Why wouldn't I have thought he was silver dapple??





Just a few more months now and I'll be posting my silver buckskin Turbo's progress as well.



Should be interesting around here!

Leia


----------



## Shortpig (Sep 19, 2010)

hobbyhorse23 said:


> That's great, Marie!
> 
> 
> 
> ...


I guess I didn't word that quite right. When I was posting about Duckie being sold and Jasmine being in foal you were hoping for another Silver Dapple. I was just commenting about that and got it worded wrong I guess. You wanted a silver dapple and I want something new and exciting. A Tri-color at this point again would be awesome or I would be over the moon with a minimal blk pinto.

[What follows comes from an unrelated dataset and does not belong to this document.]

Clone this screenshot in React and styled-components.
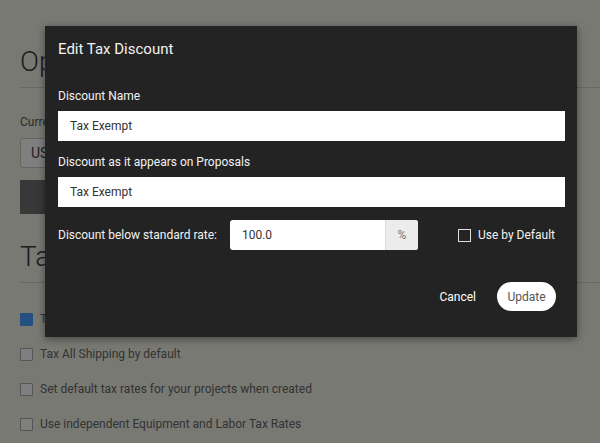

Sorry for the misunderstanding.

And yes I'm so excited that my koda is going to Ron and Dorothy. I have all the faith in them training him and being gentle, caring and loving with my horse. They proved that with The Duck.


----------



## gimp (Sep 19, 2010)

You'd best be careful, Marie. They may try to add one more to their stable.


----------



## Shortpig (Sep 19, 2010)

gimp said:


> You'd best be careful, Marie. They may try to add one more to their stable.


Oh no no no! Koda is his Dad's best friend in the whole world. Everyone deserves to have a constant companion and friend. This one I will fight for. Wait till you meet him. Such sugar that he will melt in the rain.


----------



## susanne (Sep 21, 2010)

Koda is an extraordinarily sweet and gentle horse; even back when he was a stallion, he was a puppy. I can't imagine anyone NOT falling in love with him.

But remember when I told you that, with the name Koda, he couldn't be Jasmine's last foal, since in music a coda means to go back to the beginning (or another section) and repeat?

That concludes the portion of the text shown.